● AVAILABLE DATA

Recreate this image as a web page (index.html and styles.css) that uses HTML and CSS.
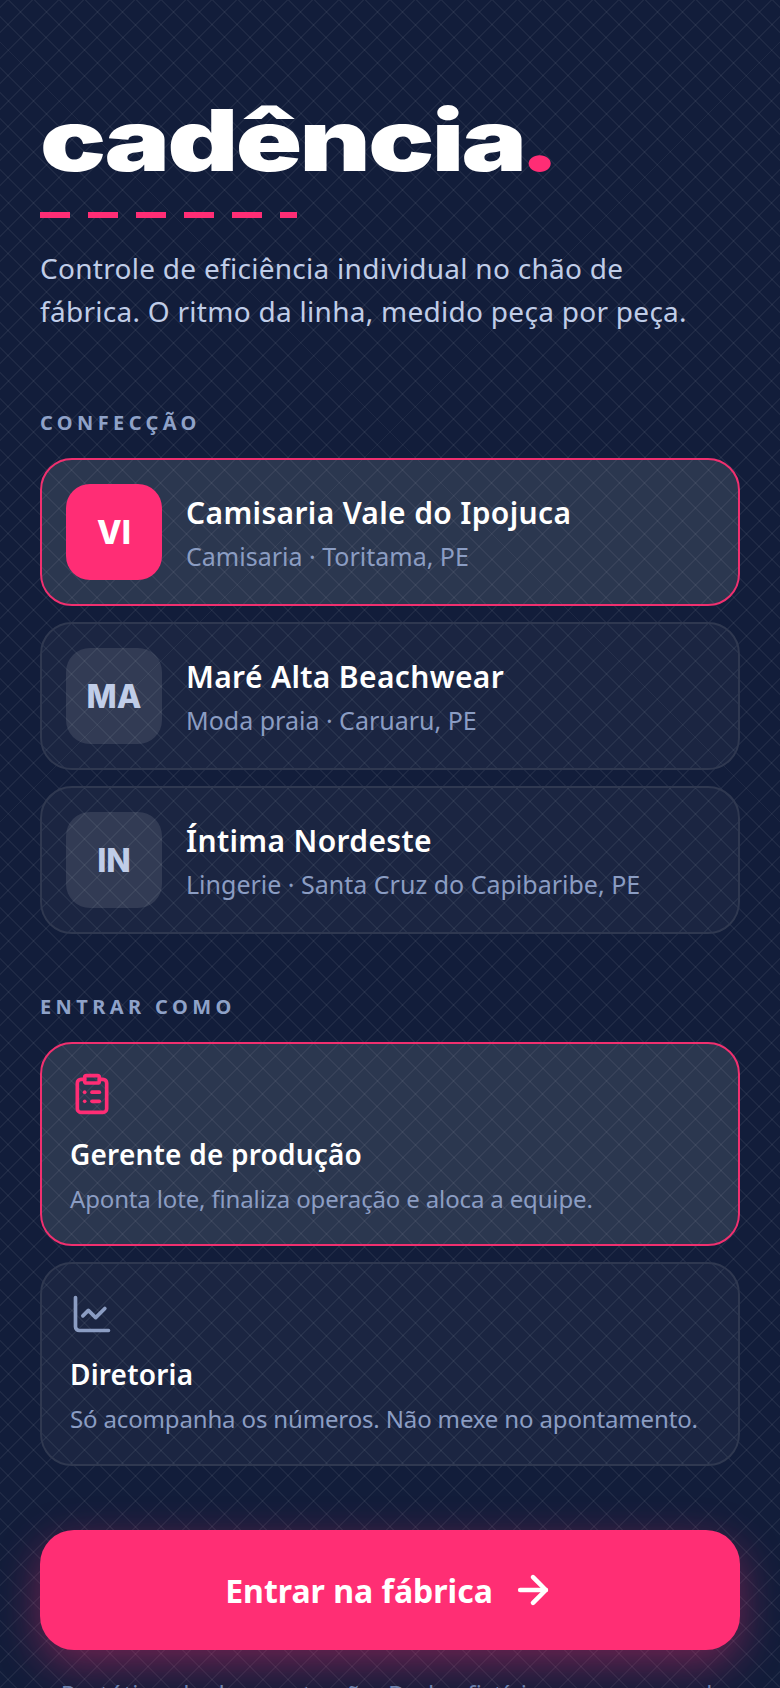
FILE: index.html
```html
<!DOCTYPE html>
<html lang="pt-BR">
  <head>
    <meta charset="UTF-8" />
    <meta name="viewport" content="width=device-width, initial-scale=1.0" />
    <title>Cadência</title>
    <link rel="stylesheet" href="styles.css">
  </head>
  <body>
    <main class="screen">
      <header class="brand">
        <h1 class="logo"><span class="logo-word">cadência<span class="logo-dot">.</span></span></h1>
        <div class="dashes"></div>
        <p class="tagline">Controle de eficiência individual no chão de fábrica. O ritmo da linha, medido peça por peça.</p>
      </header>

      <section class="group">
        <h2 class="group-label">CONFECÇÃO</h2>
        <div class="list">
          <button class="card factory selected">
            <span class="avatar">VI</span>
            <span class="factory-text">
              <span class="factory-name">Camisaria Vale do Ipojuca</span>
              <span class="factory-sub">Camisaria · Toritama, PE</span>
            </span>
          </button>
          <button class="card factory">
            <span class="avatar">MA</span>
            <span class="factory-text">
              <span class="factory-name">Maré Alta Beachwear</span>
              <span class="factory-sub">Moda praia · Caruaru, PE</span>
            </span>
          </button>
          <button class="card factory">
            <span class="avatar">IN</span>
            <span class="factory-text">
              <span class="factory-name">Íntima Nordeste</span>
              <span class="factory-sub">Lingerie · Santa Cruz do Capibaribe, PE</span>
            </span>
          </button>
        </div>
      </section>

      <section class="group">
        <h2 class="group-label">ENTRAR COMO</h2>
        <div class="list">
          <button class="card role selected">
            <svg class="icon" viewBox="0 0 24 24"><rect x="8" y="2" width="8" height="4" rx="1"/><path d="M16 4h2a2 2 0 0 1 2 2v14a2 2 0 0 1-2 2H6a2 2 0 0 1-2-2V6a2 2 0 0 1 2-2h2"/><path d="M12 11h4"/><path d="M12 16h4"/><path d="M8 11h.01"/><path d="M8 16h.01"/></svg>
            <span class="role-name">Gerente de produção</span>
            <span class="role-sub">Aponta lote, finaliza operação e aloca a equipe.</span>
          </button>
          <button class="card role">
            <svg class="icon" viewBox="0 0 24 24"><path d="M3 3v16a2 2 0 0 0 2 2h16"/><path d="m19 9-5 5-4-4-3 3"/></svg>
            <span class="role-name">Diretoria</span>
            <span class="role-sub">Só acompanha os números. Não mexe no apontamento.</span>
          </button>
        </div>
      </section>

      <button class="enter">
        Entrar na fábrica
        <svg class="enter-icon" viewBox="0 0 24 24"><path d="M5 12h14"/><path d="m12 5 7 7-7 7"/></svg>
      </button>
      <p class="footnote">Protótipo de demonstração. Dados fictícios, sem uso real.</p>
    </main>
  </body>
</html>
```

FILE: styles.css
```css
* {
  box-sizing: border-box;
  margin: 0;
  padding: 0;
}
html,
body {
  height: 1688px;
  overflow: hidden;
}
body {
  background-color: #131d3a;
  color: #ffffff;
  font-family: "Noto Sans", Arial, sans-serif;
}

.screen {
  position: relative;
  height: 1688px;
  overflow: hidden;
  padding: 107px 40px 0;
  background-color: #121d3a;
  background-image:
    repeating-linear-gradient(45deg, transparent 0 11.2px, rgba(255, 255, 255, 0.05) 11.2px 12.6px, transparent 12.6px 18px),
    repeating-linear-gradient(-45deg, transparent 0 11.2px, rgba(255, 255, 255, 0.05) 11.2px 12.6px, transparent 12.6px 18px);
}

/* brand */
.brand {
  padding-bottom: 17px;
}
.logo {
  height: 67px;
  font-family: Inter, "Liberation Sans", sans-serif;
  font-size: 85px;
  font-weight: 900;
  line-height: 67px;
}
.logo-word {
  display: inline-block;
  letter-spacing: -2px;
  transform: scaleX(1.29);
  transform-origin: left center;
}
.logo-dot {
  margin-left: -4px;
  color: #ff2d75;
}
.dashes {
  width: 257px;
  height: 6px;
  margin-top: 38px;
  background-image: repeating-linear-gradient(90deg, #ff2d75 0 30px, transparent 30px 48px);
}
.tagline {
  max-width: 650px;
  margin-top: 29px;
  font-size: 28px;
  line-height: 43px;
  letter-spacing: 0.28px;
  color: #c0cde8;
}

/* sections */
.group {
  margin-top: 59px;
}
.group-label {
  font-size: 20px;
  font-weight: 700;
  line-height: 28px;
  letter-spacing: 4.4px;
  color: #8fa2c8;
}
.list {
  display: flex;
  flex-direction: column;
  gap: 16px;
  margin-top: 21px;
}
.card {
  display: flex;
  width: 100%;
  border: 2px solid #2f3850;
  border-radius: 32px;
  background: rgba(255, 255, 255, 0.04);
  color: inherit;
  font-family: inherit;
  text-align: left;
}
.card.selected {
  border-color: #f0306f;
  background: rgba(220, 235, 225, 0.13);
}

/* factory cards */
.factory {
  align-items: center;
  gap: 24px;
  height: 148px;
  padding: 0 24px;
}
.avatar {
  display: flex;
  flex: none;
  align-items: center;
  justify-content: center;
  width: 96px;
  height: 96px;
  border-radius: 24px;
  background: rgba(255, 255, 255, 0.1);
  color: #c0cde8;
  font-family: Inter, sans-serif;
  font-size: 32px;
  font-weight: 800;
}
.selected .avatar {
  background: #ff2d75;
  color: #ffffff;
}
.factory-text {
  display: flex;
  flex-direction: column;
  gap: 7px;
  padding-top: 3px;
}
.factory-name {
  font-size: 30px;
  font-weight: 600;
  line-height: 38px;
  letter-spacing: 0.35px;
}
.factory-sub {
  font-size: 25px;
  line-height: 34px;
  color: #8b9dc3;
}

/* role cards */
.role {
  flex-direction: column;
  height: 204px;
  padding: 28px;
}
.icon {
  flex: none;
  width: 44px;
  height: 44px;
  fill: none;
  stroke: #8b9dc3;
  stroke-width: 2;
  stroke-linecap: round;
  stroke-linejoin: round;
}
.selected .icon {
  stroke: #ff2d75;
}
.role-name {
  margin-top: 20px;
  font-size: 28px;
  font-weight: 600;
  line-height: 36px;
  letter-spacing: 0.2px;
}
.role-sub {
  margin-top: 11px;
  font-size: 24px;
  line-height: 32px;
  letter-spacing: -0.15px;
  color: #8b9dc3;
}

/* enter button */
.enter {
  display: flex;
  align-items: center;
  justify-content: center;
  gap: 18px;
  width: 100%;
  height: 120px;
  margin-top: 64px;
  border: 0;
  border-radius: 34px;
  background: #ff2e74;
  box-shadow: 0 14px 44px rgba(255, 46, 116, 0.4);
  color: #ffffff;
  font-family: inherit;
  font-size: 32px;
  font-weight: 700;
}
.enter-icon {
  flex: none;
  width: 44px;
  height: 44px;
  fill: none;
  stroke: #ffffff;
  stroke-width: 2.5;
  stroke-linecap: round;
  stroke-linejoin: round;
}
.footnote {
  margin-top: 28px;
  font-size: 24px;
  line-height: 32px;
  letter-spacing: 0.2px;
  text-align: center;
  color: #6f82ad;
}
```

● SET PROBLEM
Leave out the pictures and output the rest of the material exactly as written.

● COMPLETED TASK
Recreate this image as a web page (index.html and styles.css) that uses HTML and CSS.
FILE: index.html
```html
<!DOCTYPE html>
<html lang="pt-BR">
  <head>
    <meta charset="UTF-8" />
    <meta name="viewport" content="width=device-width, initial-scale=1.0" />
    <title>Cadência</title>
    <link rel="stylesheet" href="styles.css">
  </head>
  <body>
    <main class="screen">
      <header class="brand">
        <h1 class="logo"><span class="logo-word">cadência<span class="logo-dot">.</span></span></h1>
        <div class="dashes"></div>
        <p class="tagline">Controle de eficiência individual no chão de fábrica. O ritmo da linha, medido peça por peça.</p>
      </header>

      <section class="group">
        <h2 class="group-label">CONFECÇÃO</h2>
        <div class="list">
          <button class="card factory selected">
            <span class="avatar">VI</span>
            <span class="factory-text">
              <span class="factory-name">Camisaria Vale do Ipojuca</span>
              <span class="factory-sub">Camisaria · Toritama, PE</span>
            </span>
          </button>
          <button class="card factory">
            <span class="avatar">MA</span>
            <span class="factory-text">
              <span class="factory-name">Maré Alta Beachwear</span>
              <span class="factory-sub">Moda praia · Caruaru, PE</span>
            </span>
          </button>
          <button class="card factory">
            <span class="avatar">IN</span>
            <span class="factory-text">
              <span class="factory-name">Íntima Nordeste</span>
              <span class="factory-sub">Lingerie · Santa Cruz do Capibaribe, PE</span>
            </span>
          </button>
        </div>
      </section>

      <section class="group">
        <h2 class="group-label">ENTRAR COMO</h2>
        <div class="list">
          <button class="card role selected">
            <svg class="icon" viewBox="0 0 24 24"><rect x="8" y="2" width="8" height="4" rx="1"/><path d="M16 4h2a2 2 0 0 1 2 2v14a2 2 0 0 1-2 2H6a2 2 0 0 1-2-2V6a2 2 0 0 1 2-2h2"/><path d="M12 11h4"/><path d="M12 16h4"/><path d="M8 11h.01"/><path d="M8 16h.01"/></svg>
            <span class="role-name">Gerente de produção</span>
            <span class="role-sub">Aponta lote, finaliza operação e aloca a equipe.</span>
          </button>
          <button class="card role">
            <svg class="icon" viewBox="0 0 24 24"><path d="M3 3v16a2 2 0 0 0 2 2h16"/><path d="m19 9-5 5-4-4-3 3"/></svg>
            <span class="role-name">Diretoria</span>
            <span class="role-sub">Só acompanha os números. Não mexe no apontamento.</span>
          </button>
        </div>
      </section>

      <button class="enter">
        Entrar na fábrica
        <svg class="enter-icon" viewBox="0 0 24 24"><path d="M5 12h14"/><path d="m12 5 7 7-7 7"/></svg>
      </button>
      <p class="footnote">Protótipo de demonstração. Dados fictícios, sem uso real.</p>
    </main>
  </body>
</html>
```

FILE: styles.css
```css
* {
  box-sizing: border-box;
  margin: 0;
  padding: 0;
}
html,
body {
  height: 1688px;
  overflow: hidden;
}
body {
  background-color: #131d3a;
  color: #ffffff;
  font-family: "Noto Sans", Arial, sans-serif;
}

.screen {
  position: relative;
  height: 1688px;
  overflow: hidden;
  padding: 107px 40px 0;
  background-color: #121d3a;
  background-image:
    repeating-linear-gradient(45deg, transparent 0 11.2px, rgba(255, 255, 255, 0.05) 11.2px 12.6px, transparent 12.6px 18px),
    repeating-linear-gradient(-45deg, transparent 0 11.2px, rgba(255, 255, 255, 0.05) 11.2px 12.6px, transparent 12.6px 18px);
}

/* brand */
.brand {
  padding-bottom: 17px;
}
.logo {
  height: 67px;
  font-family: Inter, "Liberation Sans", sans-serif;
  font-size: 85px;
  font-weight: 900;
  line-height: 67px;
}
.logo-word {
  display: inline-block;
  letter-spacing: -2px;
  transform: scaleX(1.29);
  transform-origin: left center;
}
.logo-dot {
  margin-left: -4px;
  color: #ff2d75;
}
.dashes {
  width: 257px;
  height: 6px;
  margin-top: 38px;
  background-image: repeating-linear-gradient(90deg, #ff2d75 0 30px, transparent 30px 48px);
}
.tagline {
  max-width: 650px;
  margin-top: 29px;
  font-size: 28px;
  line-height: 43px;
  letter-spacing: 0.28px;
  color: #c0cde8;
}

/* sections */
.group {
  margin-top: 59px;
}
.group-label {
  font-size: 20px;
  font-weight: 700;
  line-height: 28px;
  letter-spacing: 4.4px;
  color: #8fa2c8;
}
.list {
  display: flex;
  flex-direction: column;
  gap: 16px;
  margin-top: 21px;
}
.card {
  display: flex;
  width: 100%;
  border: 2px solid #2f3850;
  border-radius: 32px;
  background: rgba(255, 255, 255, 0.04);
  color: inherit;
  font-family: inherit;
  text-align: left;
}
.card.selected {
  border-color: #f0306f;
  background: rgba(220, 235, 225, 0.13);
}

/* factory cards */
.factory {
  align-items: center;
  gap: 24px;
  height: 148px;
  padding: 0 24px;
}
.avatar {
  display: flex;
  flex: none;
  align-items: center;
  justify-content: center;
  width: 96px;
  height: 96px;
  border-radius: 24px;
  background: rgba(255, 255, 255, 0.1);
  color: #c0cde8;
  font-family: Inter, sans-serif;
  font-size: 32px;
  font-weight: 800;
}
.selected .avatar {
  background: #ff2d75;
  color: #ffffff;
}
.factory-text {
  display: flex;
  flex-direction: column;
  gap: 7px;
  padding-top: 3px;
}
.factory-name {
  font-size: 30px;
  font-weight: 600;
  line-height: 38px;
  letter-spacing: 0.35px;
}
.factory-sub {
  font-size: 25px;
  line-height: 34px;
  color: #8b9dc3;
}

/* role cards */
.role {
  flex-direction: column;
  height: 204px;
  padding: 28px;
}
.icon {
  flex: none;
  width: 44px;
  height: 44px;
  fill: none;
  stroke: #8b9dc3;
  stroke-width: 2;
  stroke-linecap: round;
  stroke-linejoin: round;
}
.selected .icon {
  stroke: #ff2d75;
}
.role-name {
  margin-top: 20px;
  font-size: 28px;
  font-weight: 600;
  line-height: 36px;
  letter-spacing: 0.2px;
}
.role-sub {
  margin-top: 11px;
  font-size: 24px;
  line-height: 32px;
  letter-spacing: -0.15px;
  color: #8b9dc3;
}

/* enter button */
.enter {
  display: flex;
  align-items: center;
  justify-content: center;
  gap: 18px;
  width: 100%;
  height: 120px;
  margin-top: 64px;
  border: 0;
  border-radius: 34px;
  background: #ff2e74;
  box-shadow: 0 14px 44px rgba(255, 46, 116, 0.4);
  color: #ffffff;
  font-family: inherit;
  font-size: 32px;
  font-weight: 700;
}
.enter-icon {
  flex: none;
  width: 44px;
  height: 44px;
  fill: none;
  stroke: #ffffff;
  stroke-width: 2.5;
  stroke-linecap: round;
  stroke-linejoin: round;
}
.footnote {
  margin-top: 28px;
  font-size: 24px;
  line-height: 32px;
  letter-spacing: 0.2px;
  text-align: center;
  color: #6f82ad;
}
```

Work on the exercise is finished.